BY CYNTHIA LEE
UCLA Today Staff
He stands alone on stage, sinewy muscles tensed
against the amplified sound of a single note. Suddenly, as the
music starts to race, he catapults himself across the wide space,
tumbling with limbs flying, defying gravity with his vaults.
He lies on his side, his profile silhouetted against the floor.
With limbs pumping wildly, he desperately runs in place.
Dancer Homer Avila has been “running”
ever since cancer took his right leg and part of his hip. Nearly
two years after amputation changed his life, Avila, a top professional
dancer based in New York, has redefined what he can achieve
with his new body and has rediscovered virtuosity.
“I’m
much further along now than I ever thought I could be,”
Avila told students, faculty and visitors filling the seats
and spilling onto the floor of the dance studio in the Kinross
Building to learn about dance and disability. “What has
impressed me most about this human organism – this corpus
that is us – is that you may alter it in so many ways,
but it still has this incredible drive to have this expression
of life.”
To tap that primal drive, Avila turned to Victoria
Marks, associate professor of choreography at World Arts and
Cultures, who made “Solo,” a choreo-portrait of
this soft-spoken young man whose inner ferocity and rage against
death’s near-intrusion in his life literally propel him
to dance.
“I’ve known Homer since 1978 when
we were both aspiring dancers.
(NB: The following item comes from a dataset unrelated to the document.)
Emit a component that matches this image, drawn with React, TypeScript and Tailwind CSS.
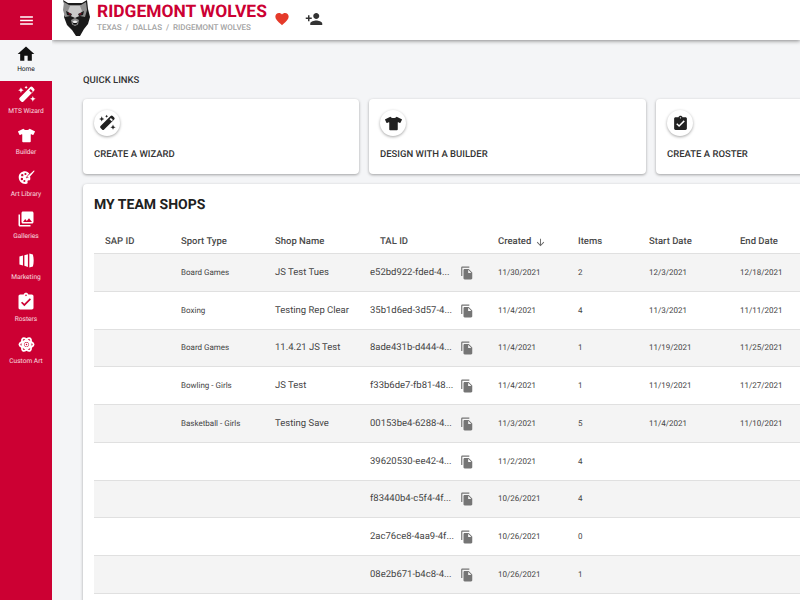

We were part of the New York
downtown dance community,” Marks recalled. Fellow dancers
ached for Avila, who had decided to continue his stellar career,
one spent dancing with such luminaries as Twyla Tharp and Bill
T. Jones.
“He was a virtuoso dancer with a ‘normal’
body who would now be a dancer with one leg,” Marks explained.
“We were looking at a phenomenon that this generation
of dancers had not seen before – a man with incredible
body knowledge figuring himself out all over again.”
This was not Marks’ first experience
as a creator of dance for differently abled dancers. In 1995,
she won wide acclaim for choreography featured in a prize-winning
film, “Outside In,” produced by the BBC and the
British Arts Council. The film, which has been shown all over
the globe, showcases the dynamism of a mixed-ability professional
dance collective, Candoco, based in London.
The
company included two dancers who work in wheelchairs and another
whose legs are so foreshortened they seemed nonexistent. What
they wanted most, they told Marks, was to be visible –
in reaction to the way people avert their eyes when they first
see them. And if these dancers could be visible, they did not
want to be seen as victims, Marks said.
“They wanted to be defined as complex
individuals, not by their disabilities,” said Marks. “So
I set out to make a piece in which that happens.” The
experience of making “Outside In” was a milestone
in her career. “It shifted forever my thinking about what
my purpose as a dancemaker is. We were going to create new images
of this group and challenge conventions,” she said.
Her dance for Avila does that as well, with
powerful movements for a warrior-hero. Since his surgery, he
has been busy performing in Santa Barbara, San Francisco and
recently the John F. Kennedy Center for the Performing Arts.
Said Avila: “If I have a message to give
you, it’s not, ‘This is what a disabled individual
can do.’ It’s that we all have a dysfunction, and
we all have to move forward to get beyond that.”